The situation was unique in Ohio. There, the state exempted gas LDCs from the state sales tax because it already imposed an even higher gross-receipts tax on gas utilities. And that exemption for sales taxes created a parallel exemption for LDCs against paying the state's use tax-a tax imposed on interstate marketers selling gas into Ohio. Is that fair?

The answer seems to depend on whether you think gas marketers and LDCs practice the same business.
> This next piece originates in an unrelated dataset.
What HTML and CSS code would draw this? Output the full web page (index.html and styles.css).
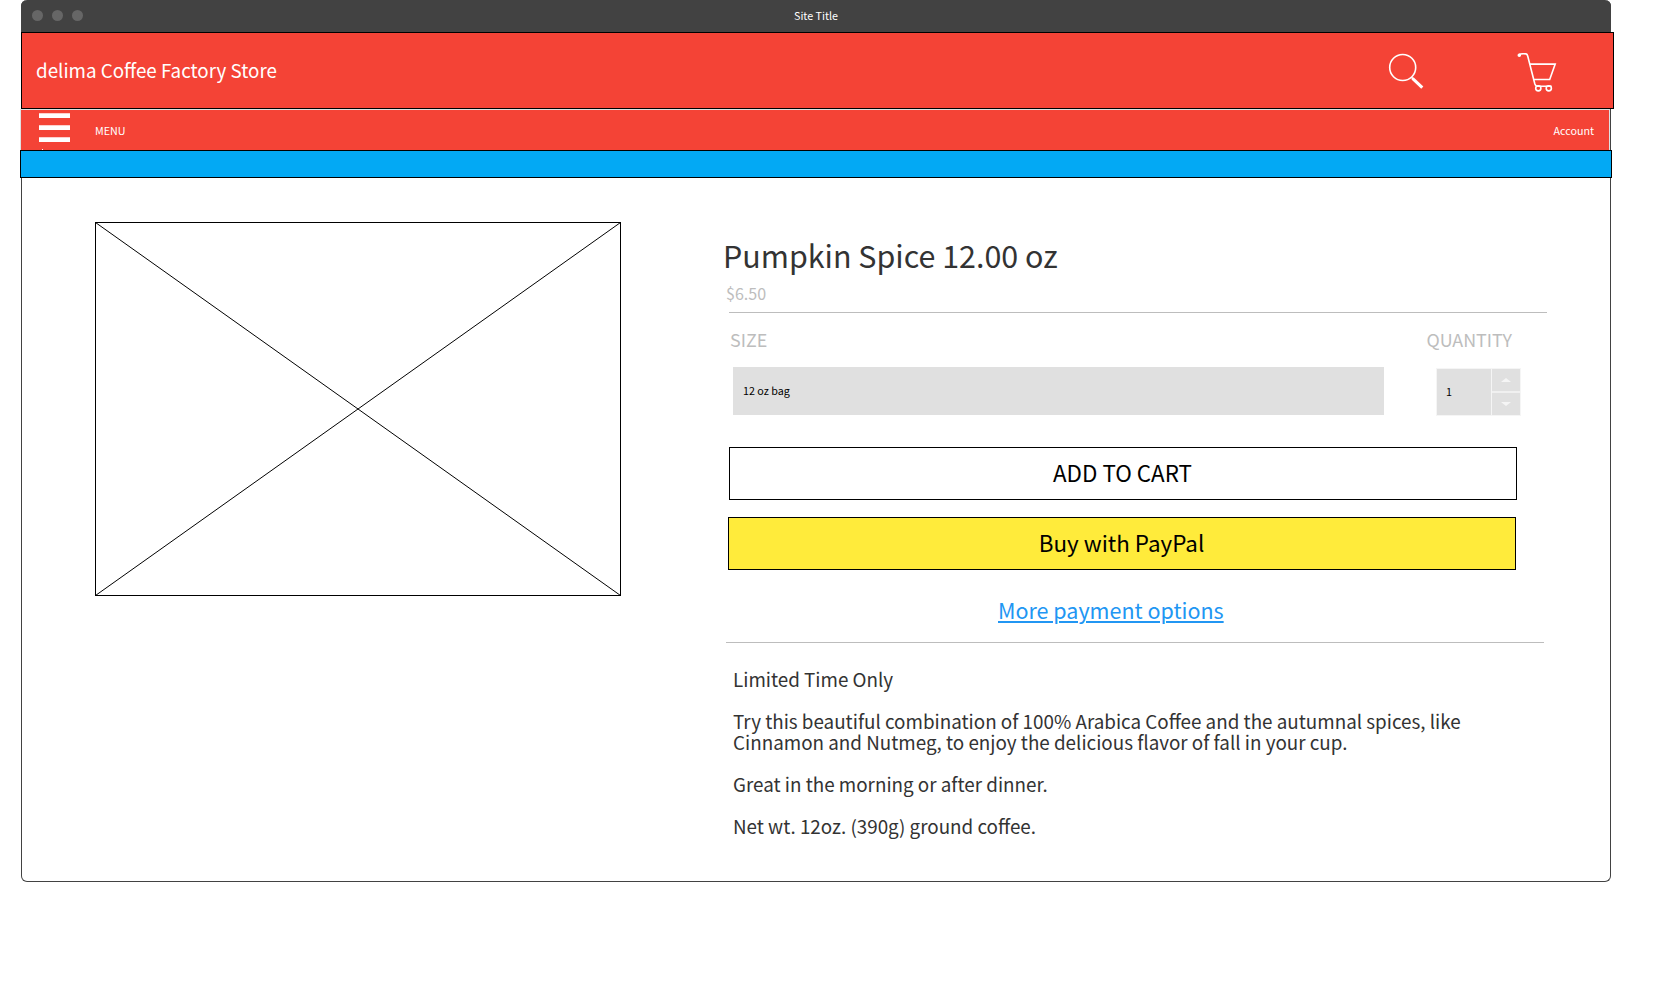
FILE: index.html
```html
<!DOCTYPE html>
<html lang="en">
<head>
<meta charset="utf-8">
<title>Site Title</title>
<link rel="stylesheet" href="styles.css">
</head>
<body>
<div class="window">
  <div class="titlebar">
    <span class="dots"><i class="dot"></i><i class="dot"></i><i class="dot"></i></span>
    <span class="site-title">Site Title</span>
  </div>
  <header class="header">
    <span class="brand">delima Coffee Factory Store</span>
    <span class="tools">
      <svg class="search" width="36" height="37" viewBox="0 0 36 37" fill="none" stroke="#fff">
        <circle cx="14.7" cy="14.500" r="13" stroke-width="1.6"/>
        <path d="M23.300 24 25 25.800" stroke-width="1.7"/>
        <path d="M24.500 25.300 34.300 34.700" stroke-width="3"/>
      </svg>
      <svg class="cart" width="40" height="40" viewBox="0 0 40 40" fill="none" stroke="#fff" stroke-width="1.6">
        <circle cx="2.3" cy="2.2" r="1" fill="#fff"/>
        <path d="M2 1.400C4 .7 7 .7 9 .9Q10.200 1.200 10.700 3L17.800 30.800Q18.600 33.300 20.500 33.300H34.500M13 11.100H38.200L32.700 26.500H17"/>
        <circle cx="21.300" cy="35.300" r="2.600"/><circle cx="31.800" cy="35.300" r="2.600"/>
      </svg>
    </span>
  </header>
  <nav class="nav">
    <svg class="burger" width="31" height="40" viewBox="0 0 31 40" fill="#fff">
      <path d="M0 3.300H31V7.900H0zM0 15.300H31V19.900H0zM0 27.300H31V31.900H0zM3 39H4V40H3z"/>
    </svg>
    <span class="menu">MENU</span>
    <span class="account">Account</span>
  </nav>
  <div class="stripe"></div>
  <main class="main">
    <svg class="photo" width="526" height="374" viewBox="0 0 526 374" fill="none" stroke="#000">
      <rect x=".5" y=".5" width="525" height="373"/>
      <path d="M.5.500 525.500 373.500M525.500.500.500 373.500"/>
    </svg>
    <section class="product">
      <h1 class="name">Pumpkin Spice 12.00 oz</h1>
      <p class="price">$6.50</p>
      <hr class="rule">
      <div class="labels"><span>SIZE</span><span>QUANTITY</span></div>
      <div class="options">
        <div class="size">12 oz bag</div>
        <div class="stepper">
          <span class="count">1</span>
          <span class="arrows">
            <span class="step"><svg width="10" height="4"><path d="M0 4 5 0 10 4z" fill="#f5f5f5"/></svg></span>
            <span class="step"><svg width="10" height="4"><path d="M0 0 5 4 10 0z" fill="#f5f5f5"/></svg></span>
          </span>
        </div>
      </div>
      <button class="button add">ADD TO CART</button>
      <button class="button paypal">Buy with PayPal</button>
      <a class="more" href="#">More payment options</a>
      <hr class="rule lower">
      <div class="description">
        <p>Limited Time Only</p>
        <p>Try this beautiful combination of 100% Arabica Coffee and the autumnal spices, like<br>Cinnamon and Nutmeg, to enjoy the delicious flavor of fall in your cup.</p>
        <p>Great in the morning or after dinner.</p>
        <p>Net wt. 12oz. (390g) ground coffee.</p>
      </div>
    </section>
  </main>
</div>
</body>
</html>
```
FILE: styles.css
```css
* { box-sizing: border-box; }
body {
  margin: 0;
  background: #fff;
  color: #333;
  font-family: "Noto Sans CJK SC", "Open Sans", sans-serif;
}
h1, p { margin: 0; font-weight: 400; }
.window {
  width: 1590px;
  height: 882px;
  margin-left: 21px;
  border: 1px solid #424242;
  border-top: 0;
  border-radius: 6px;
}
.titlebar {
  display: grid;
  grid-template-columns: 1fr auto 1fr;
  align-items: center;
  height: 32px;
  margin: 0 -1px;
  padding: 0 11px;
  background: #424242;
  border-radius: 6px 6px 0 0;
  color: #fff;
}
.dots { display: flex; gap: 9px; margin-top: -1px; }
.dot { width: 11px; height: 11px; border-radius: 50%; background: #666; }
.site-title { font-size: 10.74px; line-height: 16px; }
.header {
  display: flex;
  justify-content: space-between;
  width: 1593px;
  height: 77px;
  margin-left: -1px;
  padding-left: 14px;
  border: 1px solid #000;
  background: #f44336;
  color: #fff;
}
.brand { margin-top: 23px; font-size: 18.8px; line-height: 27px; }
.tools { display: flex; gap: 93px; padding: 20px 56px 0 0; }
.nav {
  display: flex;
  width: 1590px;
  height: 41px;
  margin-left: -2px;
  border: 1px solid #e0e0e0;
  border-bottom: 0;
  background: #f44336;
  color: #fff;
  font-size: 10.74px;
  line-height: 16px;
}
.burger { margin-left: 18px; }
.menu { margin: 13px 0 0 25px; }
.account { margin: 13px 15px 0 auto; }
.stripe {
  width: 1592px;
  height: 28px;
  margin-left: -2px;
  border: 1px solid #000;
  background: #03a9f4;
}
.main { display: flex; align-items: flex-start; padding: 44px 0 0 73px; }
.product { width: 823px; margin-left: 103px; }
.name { margin: 13px 0 0 -1px; font-size: 30.45px; line-height: 40px; }
.price { margin: 6px 0 0 2px; color: #bdbdbd; font-size: 16.1px; line-height: 24px; }
.rule { width: 818px; height: 1px; margin: 7px 0 0 5px; border: 0; background: #bdbdbd; }
.labels {
  display: flex;
  justify-content: space-between;
  width: 782px;
  margin: 13px 0 0 6px;
  color: #bdbdbd;
  font-size: 17.9px;
  line-height: 26px;
}
.options { display: flex; margin: 15px 0 0 9px; color: #000; font-size: 10.74px; }
.size {
  display: flex;
  align-items: center;
  width: 651px;
  height: 48px;
  padding: 0 0 1px 10px;
  background: #e0e0e0;
}
.stepper {
  display: flex;
  width: 85px;
  height: 48px;
  margin: 1px 0 0 52px;
  border: 1px solid #f5f5f5;
  background: #e0e0e0;
}
.count { width: 54px; padding: 15px 0 0 9px; line-height: 16px; }
.arrows { display: flex; flex: 1; flex-direction: column; border-left: 1px solid #f5f5f5; }
.step { display: flex; flex: 1; align-items: center; justify-content: center; }
.step + .step { border-top: 2px solid #f0f0f0; }
.button {
  display: block;
  width: 788px;
  height: 53px;
  padding: 0 1px 4px 0;
  border: 1px solid #000;
  background: #fff;
  color: #000;
  font-family: inherit;
  font-size: 22.4px;
  line-height: 32px;
}
.add { margin: 31px 0 0 5px; }
.paypal { margin: 17px 0 0 4px; background: #ffeb3b; }
.more {
  display: block;
  width: max-content;
  margin: 24px 0 0 274px;
  color: #2196f3;
  font-size: 21.5px;
  line-height: 32px;
  text-decoration-thickness: 2px;
  text-underline-offset: 2px;
}
.lower { margin: 16px 0 0 2px; }
.description {
  margin: 25px 0 0 9px;
  font-size: 18.82px;
  line-height: 21px;
  white-space: nowrap;
}
.description p + p { margin-top: 21px; }
```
A large group argues that the Ohio tax scheme violates the Commerce Clause because it discriminates against interstate marketers in favor of local distributors. General Motors and other gas customers have taken that view, supported by the U.S. Chamber of Commerce, the National Association of Marketers, the Process Gas Consumers Group, the Natural Gas Supply Association, and a handful of interstate pipelines, such as ANR and Colorado Interstate Gas Co., that feel Ohio's tax scheme could force them to lose business in transporting gas for marketers.

Ohio defends its tax exemption for LDCs as a quid pro quo for the cost of regulation: "Utilities undertake an obligation to serve....Marketers, by contrast, undertake no statutory obligation....Far from burdening marketers, in fact, it appears that [the Ohio tax scheme] has been a blessing, Marketers no longer dominate the industrial natural gar market in Ohio, and apparently have chosen not to enter the residential market only because of the additional requirements they must meet to make such sales." (See, Brief for Respondent, Tax Commissioner of Ohio.)

"Virginia could use the same logic to exempt sales tax on purchases of furniture from [Virginia] stores that deliver using their own delivery trucks. Virginia stores would be favored over stores in High Point, NC, which are known for selling furniture at deep discount prices, but ship their goods to buyers in other states by common carrier."

If furniture companies can bypass the showroom and all its overhead, why can't gas marketers do the same?